Cosa prevede il Codice della Strada riguardo le bici elettriche sulle strade italiane? Partiamo da una premessa: le bici elettriche sono biciclette equipaggiate con un motore elettrico e possono essere di due tipi: a pedalata assistita o a funzionamento autonomo. Le bici a pedalata assistita sono equiparate ai velocipedi e provviste di un motore elettrico ausiliario che si attiva esclusivamente quando si azionano i pedali. Il motore, quindi, non sostituisce il lavoro delle gambe ma le aiuta a fare meno fatica.
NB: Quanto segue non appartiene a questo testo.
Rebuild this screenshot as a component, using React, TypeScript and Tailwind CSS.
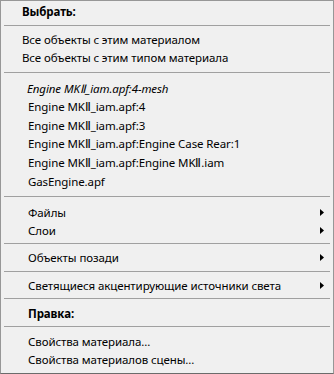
import React from "react";

const Sep = ({ mt }: { mt: string }) => (
  <div className={`${mt} mx-[3px] h-px bg-[#a0a0a0]`} />
);

const Arrow = () => (
  <svg width="4" height="7" viewBox="0 0 4 7" className="absolute left-[319px]">
    <path d="M0 0 L4 3.5 L0 7 Z" fill="#000" />
  </svg>
);

const Row = ({
  children,
  indent = "pl-[27px]",
  className = "",
  arrow = false,
  h = "h-[18px]",
}: {
  children: React.ReactNode;
  indent?: string;
  className?: string;
  arrow?: boolean;
  h?: string;
}) => (
  <div className={`relative flex items-center ${h} ${indent} ${className}`}>
    <span className="whitespace-nowrap">{children}</span>
    {arrow && <Arrow />}
  </div>
);

export default function App() {
  return (
    <div
      className="w-[334px] h-[374px] bg-[#f0f0f0] border border-[#979797] border-b-[#6b6b6b] text-black text-[11.5px] tracking-[-0.1px] leading-none overflow-hidden"
      style={{ fontFamily: '"Noto Sans", "Open Sans", sans-serif' }}
    >
      <div className="mt-[2px]">
        <Row indent="pl-[21px]" className="font-bold">Выбрать:</Row>
      </div>
      <Sep mt="mt-[4px]" />
      <div className="mt-[5px]">
        <Row indent="pl-[21px]">Все объекты с этим материалом</Row>
        <Row indent="pl-[21px]">Все объекты с этим типом материала</Row>
      </div>
      <Sep mt="mt-[5px]" />
      <div className="mt-[6px]">
        <Row h="h-[18.6px]" indent="pl-[26px]" className="italic">Engine MKⅡ_iam.apf:4-mesh</Row>
        <Row h="h-[18.6px]">Engine MKⅡ_iam.apf:4</Row>
        <Row h="h-[18.6px]">Engine MKⅡ_iam.apf:3</Row>
        <Row h="h-[18.6px]">Engine MKⅡ_iam.apf:Engine Case Rear:1</Row>
        <Row h="h-[18.6px]">Engine MKⅡ_iam.apf:Engine MKⅡ.iam</Row>
        <Row h="h-[18.6px]">GasEngine.apf</Row>
      </div>
      <Sep mt="mt-[5.4px]" />
      <div className="mt-[7px]">
        <Row arrow>Файлы</Row>
        <Row arrow>Слои</Row>
      </div>
      <Sep mt="mt-[3px]" />
      <div className="mt-[5px]">
        <Row arrow>Объекты позади</Row>
      </div>
      <Sep mt="mt-[4px]" />
      <div className="mt-[5px]">
        <Row arrow>Светящиеся акцентирующие источники света</Row>
      </div>
      <Sep mt="mt-[3px]" />
      <div className="mt-[6px]">
        <Row className="font-bold">Правка:</Row>
      </div>
      <Sep mt="mt-[3px]" />
      <div className="mt-[6px]">
        <Row>Свойства материала...</Row>
        <Row>Свойства материалов сцены...</Row>
      </div>
    </div>
  );
}
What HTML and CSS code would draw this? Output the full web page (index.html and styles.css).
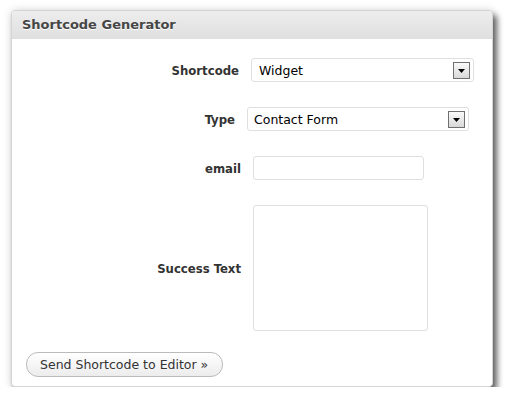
FILE: index.html
```html
<!DOCTYPE html>
<html>
<head>
<meta charset="utf-8">
<link rel="stylesheet" href="styles.css">
</head>
<body>
<div class="panel">
  <div class="panel-header">Shortcode Generator</div>
  <div class="panel-body">
    <div class="row">
      <label class="label label-w1">Shortcode</label>
      <div class="select select-w1">
        <span class="select-value">Widget</span>
        <span class="select-arrow"><svg width="7" height="4" viewBox="0 0 7 4"><path d="M0 0H7L3.5 4Z" fill="#000"/></svg></span>
      </div>
    </div>
    <div class="row">
      <label class="label label-w2">Type</label>
      <div class="select select-w2">
        <span class="select-value">Contact Form</span>
        <span class="select-arrow"><svg width="7" height="4" viewBox="0 0 7 4"><path d="M0 0H7L3.5 4Z" fill="#000"/></svg></span>
      </div>
    </div>
    <div class="row">
      <label class="label">email</label>
      <div class="input"></div>
    </div>
    <div class="row">
      <label class="label">Success Text</label>
      <div class="textarea"></div>
    </div>
    <div class="actions">
      <button class="button">Send Shortcode to Editor »</button>
    </div>
  </div>
</div>
</body>
</html>
```

FILE: styles.css
```css
html, body {
  margin: 0;
  padding: 0;
  background: #ffffff;
}
body {
  padding: 10px 0 0 11px;
  font-family: "DejaVu Sans", Verdana, sans-serif;
  font-size: 12.5px;
  color: #333;
}
.panel {
  width: 482px;
  height: 377px;
  box-sizing: border-box;
  background: #fff;
  border: 1px solid #d4d4d4;
  border-radius: 4px;
  box-shadow: 4px 5px 6px rgba(0,0,0,0.6), 0 0 10px rgba(0,0,0,0.14);
  overflow: hidden;
  display: flex;
  flex-direction: column;
}
.panel-header {
  height: 28px;
  flex: none;
  background: linear-gradient(#ededed, #dfdfdf);
  font-family: "DejaVu Sans", Verdana, sans-serif;
  font-weight: bold;
  font-size: 13px;
  color: #464646;
  text-shadow: 0 1px 0 #fff;
  line-height: 28px;
  padding-left: 10px;
}
.panel-body {
  padding: 19px 0 0 14px;
  display: flex;
  flex-direction: column;
  gap: 25px;
}
.row {
  display: flex;
  align-items: center;
  gap: 12px;
}
.label {
  width: 215px;
  text-align: right;
  font-family: "DejaVu Sans Condensed", "DejaVu Sans", sans-serif;
  font-stretch: condensed;
  font-weight: bold;
  font-size: 13px;
  color: #333;
}
.label-w1 { width: 213px; }
.label-w2 { width: 209px; }
.select {
  height: 24px;
  box-sizing: border-box;
  border: 1px solid #dfdfdf;
  border-radius: 3px;
  background: #fff;
  display: flex;
  align-items: center;
  justify-content: space-between;
  padding: 0 3px 0 7px;
  color: #000;
}
.select-w1 { width: 223px; }
.select-w2 { width: 222px; padding-left: 6px; }
.select-arrow {
  width: 17px;
  height: 17px;
  box-sizing: border-box;
  border: 1px solid #6f6f6f;
  background: linear-gradient(#fafafa, #d8d8d8);
  display: flex;
  align-items: center;
  justify-content: center;
  padding-top: 2px;
}
.select-arrow svg { display: block; }
.input {
  width: 171px;
  height: 24px;
  box-sizing: border-box;
  border: 1px solid #dfdfdf;
  border-radius: 3px;
  background: #fff;
}
.textarea {
  width: 175px;
  height: 126px;
  box-sizing: border-box;
  border: 1px solid #dfdfdf;
  border-radius: 3px;
  background: #fff;
}
.actions {
  margin-top: -4px;
  display: flex;
}
.button {
  width: 197px;
  height: 25px;
  box-sizing: border-box;
  border: 1px solid #bbbbbb;
  border-radius: 12px;
  background: linear-gradient(#ffffff, #ececec);
  font-family: "DejaVu Sans", Verdana, sans-serif;
  font-size: 12.5px;
  color: #333;
  padding: 0 0 0 13px;
  text-align: left;
  white-space: nowrap;
}
```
Le bici elettriche a funzionamento autonomo rientrano invece nella categoria dei ciclomotori, e sono dotate di un motore elettrico che svolge il suo lavoro indipendentemente dal fatto che si pedali o meno.
Per essere considerate biciclette a pedalata assistita, le bici elettriche devono rispettare i requisiti della direttiva europea 2002/24/CE, recepita in Italia nel 2004. I requisiti sono i seguenti: 0,25 kW di potenza massima del motore a regime di rotazione; assistenza del motore elettrico fino alla velocità di 25 km/h; interruzione dell’assistenza se il ciclista smette di pedalare. In pratica l’aiutino del motore è permesso solo fino al raggiungimento dei 25 km/h e soltanto se il ciclista “collabora” con le sue gambe. È anche possibile disattivare il motore e utilizzare il veicolo come una bici normale. Come scritto nel paragrafo precedente, i mezzi con queste caratteristiche rientrano nella categoria dei velocipedi, disciplinati dagli articoli 50, 68 e 182 del Codice della Strada. Ciò significa che i possessori di bici a pedalata assistita devono osservare su strada le stesse norme dei possessori di bici tradizionali.
Le bici elettriche a funzionamento autonomo, dette anche biciclette a motore, sono diverse perché dispongono di un acceleratore che attiva il motore a prescindere dall’azione della pedalata. In altre parole, “vanno da sole”. Hanno inoltre una potenza ben superiore a 0,25 kW e possono raggiungere una velocità massima di 45 km/h. Sono quindi più simili a scooter che a biciclette. Non a caso il Codice della Strada include questi mezzi nella categoria dei ciclomotori, regolandoli alla medesima maniera. Per utilizzare le bici elettriche a funzionamento autonomo bisogna perciò munirsi di casco, assicurazione RC moto, targa, patentino, documenti, specchietto retrovisore e fari di posizione. In caso contrario la circolazione è ammessa solo all’interno di aree private, come per esempio aree interne a capannoni industriali, parchi e giardini privati, fiere del settore, ecc.
Data la relativa semplicità con cui è possibile modificare la limitazione dei 25 km/h delle bici elettriche a pedalata assistita, portandola ai 45 km/h delle bici a funzionamento autonomo, sulla strade di molte città italiane si vedono troppo spesso ciclisti, soprattutto giovani o giovanissimi, che sfrecciano a velocità inaudite (per una bicicletta) senza indossare il casco e senza alcun segno di riconoscimento, come la targa. Mettendo a serio repentaglio l’incolumità di se stessi e degli altri. È inutile ricordare che chi circola su una bici elettrica “truccata” compie un’azione vietata dalla legge.
E un’azione così può condurre a conseguenze e a sanzioni molto pesanti. Si parte da una multa di 79 euro più il fermo amministrativo del veicolo per trenta giorni se si circola senza targa, passando per i 158 euro se si viaggia sprovvisti di certificato di circolazione e immatricolazione e gli 868 euro per la mancata copertura assicurativa (in entrambi i casi si applica pure il sequestro amministrativo ai fini della confisca del mezzo), per finire con i 5.110 euro e il fermo amministrativo per tre mesi previsti in caso di assenza di patente.